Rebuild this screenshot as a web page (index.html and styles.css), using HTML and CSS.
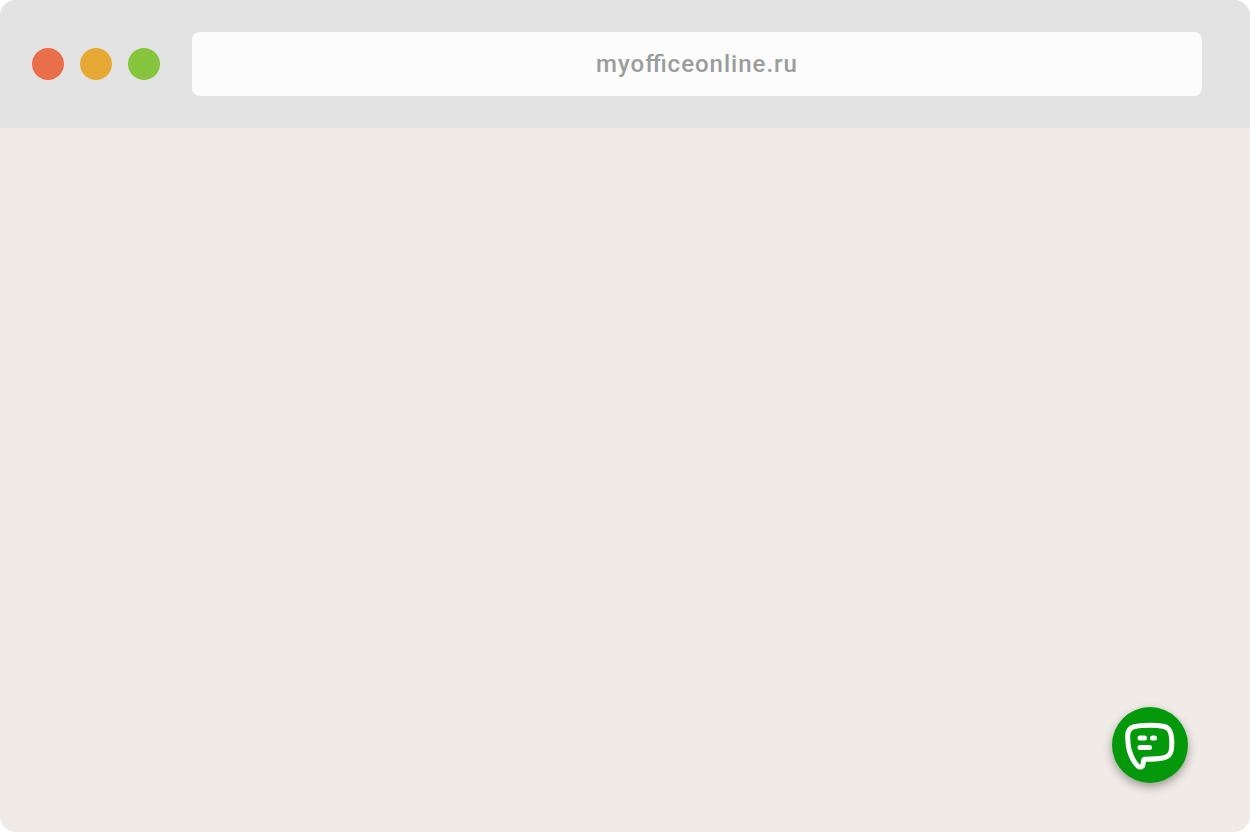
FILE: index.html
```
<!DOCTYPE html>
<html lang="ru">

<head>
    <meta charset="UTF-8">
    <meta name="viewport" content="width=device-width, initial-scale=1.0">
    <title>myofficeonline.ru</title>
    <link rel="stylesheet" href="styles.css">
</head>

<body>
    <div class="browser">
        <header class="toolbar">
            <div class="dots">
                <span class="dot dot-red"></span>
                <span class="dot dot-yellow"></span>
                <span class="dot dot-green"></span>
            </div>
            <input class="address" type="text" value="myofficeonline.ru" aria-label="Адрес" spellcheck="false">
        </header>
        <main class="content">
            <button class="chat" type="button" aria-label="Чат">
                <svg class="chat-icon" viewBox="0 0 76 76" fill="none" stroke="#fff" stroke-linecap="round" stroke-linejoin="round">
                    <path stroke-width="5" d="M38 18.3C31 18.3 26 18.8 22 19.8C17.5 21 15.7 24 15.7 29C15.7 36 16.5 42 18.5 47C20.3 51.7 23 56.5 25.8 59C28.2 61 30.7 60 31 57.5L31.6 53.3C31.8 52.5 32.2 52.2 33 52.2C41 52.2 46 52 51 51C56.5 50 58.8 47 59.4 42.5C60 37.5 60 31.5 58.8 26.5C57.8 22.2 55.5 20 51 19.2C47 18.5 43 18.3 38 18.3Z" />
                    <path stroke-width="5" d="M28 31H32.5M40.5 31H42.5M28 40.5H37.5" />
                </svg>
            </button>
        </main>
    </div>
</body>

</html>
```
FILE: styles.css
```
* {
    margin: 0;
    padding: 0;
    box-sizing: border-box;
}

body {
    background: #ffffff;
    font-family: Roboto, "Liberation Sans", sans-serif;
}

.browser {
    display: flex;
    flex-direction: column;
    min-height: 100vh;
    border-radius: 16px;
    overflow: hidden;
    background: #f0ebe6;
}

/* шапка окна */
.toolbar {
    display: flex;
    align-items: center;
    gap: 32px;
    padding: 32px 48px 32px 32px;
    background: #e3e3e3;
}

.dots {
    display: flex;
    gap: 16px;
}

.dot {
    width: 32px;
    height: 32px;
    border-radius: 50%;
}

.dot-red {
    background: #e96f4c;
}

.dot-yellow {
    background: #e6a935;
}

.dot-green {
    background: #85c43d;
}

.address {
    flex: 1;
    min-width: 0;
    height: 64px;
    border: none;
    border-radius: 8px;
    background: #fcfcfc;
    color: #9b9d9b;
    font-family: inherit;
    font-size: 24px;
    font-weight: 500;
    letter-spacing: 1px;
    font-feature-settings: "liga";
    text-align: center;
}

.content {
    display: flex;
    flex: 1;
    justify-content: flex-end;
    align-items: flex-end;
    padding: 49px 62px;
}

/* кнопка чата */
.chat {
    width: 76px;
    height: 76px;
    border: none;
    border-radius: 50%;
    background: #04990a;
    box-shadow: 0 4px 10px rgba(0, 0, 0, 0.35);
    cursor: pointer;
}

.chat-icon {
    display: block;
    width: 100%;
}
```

**DIRECTIONS FOR THIS TASK**
Which lines hold the word "styles"? Copy every one of them.

**REPLY**
Rebuild this screenshot as a web page (index.html and styles.css), using HTML and CSS.
    <link rel="stylesheet" href="styles.css">
FILE: styles.css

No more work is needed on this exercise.